Public school teachers have a lot in common with bus drivers: a lot of the folks in their charge don’t really want to be there, and they don’t all look upon being where they are as something to be grateful for. 

Among the more troubled of their charges, there can be some difficult and unpleasant acting out, and physical assaults are not unheard of. Neither salary seems compensation enough for working in these environments.

I’m impressed because I haven’t seen anything that suggests she is jaded or burned out by her job. Maybe its because she went into teaching later in life after having run her own business. Maybe it’s because she raised a son on her own. Maybe it’s just her personality. Whatever the reason, she strikes me as having an engaged, down-to-earth take on her job and her students.

She’s taught in three distinct socio-economic environments here in town, and I’m fascinated by her observations. She doesn’t see any fundamental differences among all her students – they’re all “hormone-addled.” She says this with some compassion. 

She says it takes some kids longer to “get it” than others, but that’s mostly because of home and cultural environment, not IQ. What strikes me most is her perception that the immigrant kids are the most respectful and studious.

Like the rest of us, her relationship with her boss determines a commanding degree of her job satisfaction. Her feelings about which schools she liked teaching at the best depended largely on how much monitored autonomy she had. She doesn’t like being micromanaged.

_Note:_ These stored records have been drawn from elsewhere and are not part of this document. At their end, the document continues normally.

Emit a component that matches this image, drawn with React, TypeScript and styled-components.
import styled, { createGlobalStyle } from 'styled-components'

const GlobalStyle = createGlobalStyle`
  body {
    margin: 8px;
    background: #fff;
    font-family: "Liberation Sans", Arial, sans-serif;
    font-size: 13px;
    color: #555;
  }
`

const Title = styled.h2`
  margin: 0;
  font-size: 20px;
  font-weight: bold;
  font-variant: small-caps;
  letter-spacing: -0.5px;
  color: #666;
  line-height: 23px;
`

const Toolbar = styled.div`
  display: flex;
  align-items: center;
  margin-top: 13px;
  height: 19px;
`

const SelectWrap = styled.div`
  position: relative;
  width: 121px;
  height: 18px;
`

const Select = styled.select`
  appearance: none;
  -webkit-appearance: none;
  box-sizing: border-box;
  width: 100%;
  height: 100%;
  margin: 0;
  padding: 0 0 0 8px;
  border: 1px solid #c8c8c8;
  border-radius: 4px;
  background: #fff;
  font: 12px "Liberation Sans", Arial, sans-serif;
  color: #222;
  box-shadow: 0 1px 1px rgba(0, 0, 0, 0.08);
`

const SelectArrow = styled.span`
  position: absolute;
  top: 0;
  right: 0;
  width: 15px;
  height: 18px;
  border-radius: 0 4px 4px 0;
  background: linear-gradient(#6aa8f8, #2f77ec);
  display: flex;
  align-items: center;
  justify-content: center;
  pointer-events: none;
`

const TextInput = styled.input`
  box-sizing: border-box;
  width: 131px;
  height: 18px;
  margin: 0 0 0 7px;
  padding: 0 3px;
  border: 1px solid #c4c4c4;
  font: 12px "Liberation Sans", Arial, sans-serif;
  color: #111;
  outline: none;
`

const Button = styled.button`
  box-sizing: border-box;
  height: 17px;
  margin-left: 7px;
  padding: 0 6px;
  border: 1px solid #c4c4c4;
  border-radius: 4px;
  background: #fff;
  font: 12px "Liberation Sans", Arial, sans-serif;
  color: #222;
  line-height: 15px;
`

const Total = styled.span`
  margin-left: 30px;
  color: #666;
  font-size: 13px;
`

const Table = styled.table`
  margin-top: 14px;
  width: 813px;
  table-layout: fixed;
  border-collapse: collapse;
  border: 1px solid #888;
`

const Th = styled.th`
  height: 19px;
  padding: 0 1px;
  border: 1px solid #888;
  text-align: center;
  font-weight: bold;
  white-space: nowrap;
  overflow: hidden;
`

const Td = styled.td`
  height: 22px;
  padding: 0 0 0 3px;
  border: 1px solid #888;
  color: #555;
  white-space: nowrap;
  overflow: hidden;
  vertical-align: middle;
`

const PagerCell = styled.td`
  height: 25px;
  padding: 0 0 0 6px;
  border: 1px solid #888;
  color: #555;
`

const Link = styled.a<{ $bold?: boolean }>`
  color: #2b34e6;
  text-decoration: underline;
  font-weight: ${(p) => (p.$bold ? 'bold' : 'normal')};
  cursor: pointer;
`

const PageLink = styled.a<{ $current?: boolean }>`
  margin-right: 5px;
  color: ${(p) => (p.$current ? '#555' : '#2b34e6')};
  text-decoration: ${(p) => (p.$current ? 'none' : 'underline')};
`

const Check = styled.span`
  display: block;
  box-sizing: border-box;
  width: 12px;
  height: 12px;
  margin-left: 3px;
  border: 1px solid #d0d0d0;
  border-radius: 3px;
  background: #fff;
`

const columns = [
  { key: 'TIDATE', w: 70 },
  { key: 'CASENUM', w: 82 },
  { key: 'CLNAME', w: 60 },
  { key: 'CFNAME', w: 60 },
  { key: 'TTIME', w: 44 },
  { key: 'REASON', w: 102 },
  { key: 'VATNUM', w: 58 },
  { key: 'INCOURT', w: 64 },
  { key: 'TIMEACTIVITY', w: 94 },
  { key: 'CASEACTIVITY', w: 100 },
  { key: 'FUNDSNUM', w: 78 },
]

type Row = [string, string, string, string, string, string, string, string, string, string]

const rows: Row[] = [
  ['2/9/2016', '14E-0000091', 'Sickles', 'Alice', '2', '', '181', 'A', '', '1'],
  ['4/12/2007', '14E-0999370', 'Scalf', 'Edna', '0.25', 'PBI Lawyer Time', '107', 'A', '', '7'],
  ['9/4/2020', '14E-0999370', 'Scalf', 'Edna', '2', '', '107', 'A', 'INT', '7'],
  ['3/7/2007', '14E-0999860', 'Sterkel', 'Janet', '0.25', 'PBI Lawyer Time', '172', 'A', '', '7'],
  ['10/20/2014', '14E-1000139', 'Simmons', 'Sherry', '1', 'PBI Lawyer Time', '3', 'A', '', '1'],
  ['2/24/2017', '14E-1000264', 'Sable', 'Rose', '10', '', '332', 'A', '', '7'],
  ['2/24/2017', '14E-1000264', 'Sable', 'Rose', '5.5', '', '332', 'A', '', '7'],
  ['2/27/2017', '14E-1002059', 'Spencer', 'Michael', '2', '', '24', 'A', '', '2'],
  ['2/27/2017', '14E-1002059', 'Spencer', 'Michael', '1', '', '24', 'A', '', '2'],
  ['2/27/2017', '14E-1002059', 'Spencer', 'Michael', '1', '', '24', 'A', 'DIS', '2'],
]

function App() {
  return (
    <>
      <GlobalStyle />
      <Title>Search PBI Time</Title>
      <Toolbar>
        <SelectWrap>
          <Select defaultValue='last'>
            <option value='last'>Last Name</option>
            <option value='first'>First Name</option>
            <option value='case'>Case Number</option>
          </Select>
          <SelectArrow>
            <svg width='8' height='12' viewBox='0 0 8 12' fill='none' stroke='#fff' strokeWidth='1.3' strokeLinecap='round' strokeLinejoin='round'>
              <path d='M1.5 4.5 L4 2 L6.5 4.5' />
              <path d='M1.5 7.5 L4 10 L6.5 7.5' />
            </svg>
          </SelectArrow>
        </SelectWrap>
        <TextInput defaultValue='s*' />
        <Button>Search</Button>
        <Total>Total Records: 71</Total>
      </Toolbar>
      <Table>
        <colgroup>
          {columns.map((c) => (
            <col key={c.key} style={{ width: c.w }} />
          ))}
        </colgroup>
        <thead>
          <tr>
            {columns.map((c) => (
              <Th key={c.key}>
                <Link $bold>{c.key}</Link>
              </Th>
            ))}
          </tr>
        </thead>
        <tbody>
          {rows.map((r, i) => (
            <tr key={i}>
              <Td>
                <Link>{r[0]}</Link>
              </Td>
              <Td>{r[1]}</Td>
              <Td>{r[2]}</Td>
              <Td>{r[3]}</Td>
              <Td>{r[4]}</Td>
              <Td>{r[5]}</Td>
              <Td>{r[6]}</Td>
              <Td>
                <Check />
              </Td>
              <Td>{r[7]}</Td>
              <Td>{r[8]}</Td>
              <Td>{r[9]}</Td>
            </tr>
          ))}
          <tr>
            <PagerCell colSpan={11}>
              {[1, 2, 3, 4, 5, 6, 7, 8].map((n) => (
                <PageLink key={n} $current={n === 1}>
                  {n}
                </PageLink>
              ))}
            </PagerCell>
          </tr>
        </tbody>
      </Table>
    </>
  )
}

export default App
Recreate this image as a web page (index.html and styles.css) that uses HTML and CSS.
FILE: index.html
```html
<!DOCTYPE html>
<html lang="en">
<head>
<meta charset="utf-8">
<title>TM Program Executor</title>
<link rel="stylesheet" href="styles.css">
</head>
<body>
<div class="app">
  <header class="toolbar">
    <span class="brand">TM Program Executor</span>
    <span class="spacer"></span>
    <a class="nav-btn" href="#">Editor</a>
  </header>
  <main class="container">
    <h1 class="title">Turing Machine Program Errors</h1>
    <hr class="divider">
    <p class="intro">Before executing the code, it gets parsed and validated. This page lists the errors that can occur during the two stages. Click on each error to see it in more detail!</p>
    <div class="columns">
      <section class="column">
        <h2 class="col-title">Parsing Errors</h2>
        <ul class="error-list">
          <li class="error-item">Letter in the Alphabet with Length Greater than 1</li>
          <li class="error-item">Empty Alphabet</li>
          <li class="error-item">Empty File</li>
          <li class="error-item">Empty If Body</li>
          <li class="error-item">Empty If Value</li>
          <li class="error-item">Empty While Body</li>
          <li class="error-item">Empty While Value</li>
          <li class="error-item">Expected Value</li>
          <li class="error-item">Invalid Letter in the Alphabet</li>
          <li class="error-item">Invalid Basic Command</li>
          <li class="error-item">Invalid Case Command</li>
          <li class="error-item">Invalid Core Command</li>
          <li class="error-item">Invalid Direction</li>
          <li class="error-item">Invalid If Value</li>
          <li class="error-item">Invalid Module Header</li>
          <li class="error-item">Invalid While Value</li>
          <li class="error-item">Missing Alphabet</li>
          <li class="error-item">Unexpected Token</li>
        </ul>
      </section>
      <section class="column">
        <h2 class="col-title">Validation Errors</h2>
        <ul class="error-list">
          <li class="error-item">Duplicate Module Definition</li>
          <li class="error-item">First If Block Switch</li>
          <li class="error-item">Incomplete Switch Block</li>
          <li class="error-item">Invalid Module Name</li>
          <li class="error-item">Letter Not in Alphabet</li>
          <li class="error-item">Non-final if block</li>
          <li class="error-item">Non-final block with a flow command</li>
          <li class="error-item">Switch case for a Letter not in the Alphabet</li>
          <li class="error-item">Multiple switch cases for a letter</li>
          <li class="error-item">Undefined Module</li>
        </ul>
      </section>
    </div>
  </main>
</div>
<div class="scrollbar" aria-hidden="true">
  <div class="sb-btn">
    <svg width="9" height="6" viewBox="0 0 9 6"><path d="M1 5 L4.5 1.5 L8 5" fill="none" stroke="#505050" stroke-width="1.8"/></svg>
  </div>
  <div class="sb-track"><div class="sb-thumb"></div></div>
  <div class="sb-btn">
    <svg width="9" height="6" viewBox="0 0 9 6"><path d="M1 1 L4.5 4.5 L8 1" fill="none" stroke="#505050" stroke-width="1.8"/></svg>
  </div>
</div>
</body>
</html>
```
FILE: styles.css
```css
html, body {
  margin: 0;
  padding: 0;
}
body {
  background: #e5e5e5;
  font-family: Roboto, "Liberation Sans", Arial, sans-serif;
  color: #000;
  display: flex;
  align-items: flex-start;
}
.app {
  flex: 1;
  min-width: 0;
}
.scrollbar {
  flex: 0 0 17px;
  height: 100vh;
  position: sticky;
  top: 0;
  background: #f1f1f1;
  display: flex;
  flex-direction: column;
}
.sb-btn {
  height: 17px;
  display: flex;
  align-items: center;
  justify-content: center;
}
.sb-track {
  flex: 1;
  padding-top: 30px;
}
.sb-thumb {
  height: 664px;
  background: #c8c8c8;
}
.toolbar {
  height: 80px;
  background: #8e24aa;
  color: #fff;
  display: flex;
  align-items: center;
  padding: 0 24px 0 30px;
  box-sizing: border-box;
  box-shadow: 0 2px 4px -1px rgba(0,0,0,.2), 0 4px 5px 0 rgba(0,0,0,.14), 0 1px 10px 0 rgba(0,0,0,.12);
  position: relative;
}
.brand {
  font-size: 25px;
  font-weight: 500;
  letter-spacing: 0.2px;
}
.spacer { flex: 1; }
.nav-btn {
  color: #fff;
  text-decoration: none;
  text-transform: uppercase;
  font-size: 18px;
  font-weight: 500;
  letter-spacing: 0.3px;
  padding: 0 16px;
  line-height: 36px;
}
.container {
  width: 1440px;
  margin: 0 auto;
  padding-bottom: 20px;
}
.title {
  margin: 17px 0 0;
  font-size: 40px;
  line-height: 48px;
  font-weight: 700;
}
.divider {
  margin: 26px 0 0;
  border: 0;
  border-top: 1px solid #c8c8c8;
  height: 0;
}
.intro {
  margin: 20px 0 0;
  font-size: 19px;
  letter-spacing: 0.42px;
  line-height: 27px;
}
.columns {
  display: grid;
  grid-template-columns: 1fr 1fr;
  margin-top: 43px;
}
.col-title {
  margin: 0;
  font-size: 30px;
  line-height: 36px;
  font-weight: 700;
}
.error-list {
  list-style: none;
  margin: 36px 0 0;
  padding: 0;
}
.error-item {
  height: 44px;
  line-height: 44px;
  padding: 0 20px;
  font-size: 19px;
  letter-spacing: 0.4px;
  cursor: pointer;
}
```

She worries about her girls. She’s had several of them become pregnant over the last two semesters, and she shakes her head because, she tells me, they have no idea what they have done to their lives. She says a lot of them don’t even know who the father is, or so they say. As far as she’s concerned, this is the big problem in high school today.

Several months ago, the media was alive with stories about teachers and sexual abuse of students. I asked her what she thought about it, and she told me she’s never seen anything even remotely suggesting inappropriate sexual relationships between teachers and students. 

She said there are some very strict rules in place about teacher conduct, and one of the hardest places to hold the line is with the special ed students. Some of them are an affectionate lot, given to hugging. She says they are confused and hurt when pushed back to arm’s length and told this is not acceptable behavior here in school. She says it’s hard, but she doesn’t think hugging is worth the risk.

She has a car. So why does she ride the bus? 

Because of the price of gas, because the bus picks her up at her front door and drops her at her campus, because she doesn’t have to worry about her car being vandalized or stolen from the school parking lot, because she used to ride the bus all the time back east. 

She’s quite vocal about the differences between bus service back east and here in Albuquerque: “They don’t change drivers and schedules every three months, the buses don’t break down every other week, and they show up on time.” I’m guessing she’s a pretty strict grader.


Sunday, May 04, 2008

BUS STORY # 91 (Milestone)





May is a marker of sorts. I began riding the bus two years ago this month. I wrote my first bus story three months later. You can read the story of how it all began here.

As my earliest stories reflect, I was a naïf in a foreign land. Now it’s just another part of my workweek.

I haven’t kept records, but I figure I take the bus to and from work about 60 percent of the time. The other 40 percent I carpool with my wife, or I drive because work or personal business requires a transportation schedule the bus cannot meet.

Early on, I experienced regret on those days I took the car. Or, rather, on those days I couldn’t take the bus. That’s the way it feels.

I like letting the bus driver assume the stress of driving. There are other reasons I like taking the bus, too: the reading I get in, the virtuous feeling I get for “doing the right thing,” the money I save on gas (up from $2.40 to $2.88 per day and rising). And, of course, the people I meet, the stories they tell, and all the other bus stories I watch play out.

Time remains the biggest expense. It still takes twice the time to get back and forth by bus. The good news is that, for whatever reasons, the bus schedules have been remarkably dependable since 2008 began. Please, everyone, join me in knocking on wood!

There’s been a proposal at work to allow us to work from home on those days we have no meetings scheduled. Working from home would save me two or three hours of commuting time a day. It would also decrease the opportunities for collecting bus stories.

The greatest selling point for this proposal is the purported fact that letting folks work at home saves the employer money. I have no idea how that works. No word on how well employers are buying how it also saves the environment from those commuting carbon emissions.

On weekends, bus service is restricted, and so I take the car (with rare exceptions: see bus stories 48 and 54). This choice is driven entirely by time. On Saturday mornings, I have a round of chores which takes me about two hours. By my calculations with a number of bus schedules in front of me, it would take six hours to get those same chores done using the bus – provided both the bus and I could stay on schedule.

Friday and Saturday evenings, the buses quit running too early to make going out by bus possible. The Rapid Ride summer schedule is the exception – but I am limited to the Rapid Ride route, and I have to drive to the Park and Ride.

It’s noteworthy that my wish list doesn’t contain a pollution-free car or working at home, but rather buses that run earlier, later, and more often than they do now. Now that I think about it, that’s another marker of sorts.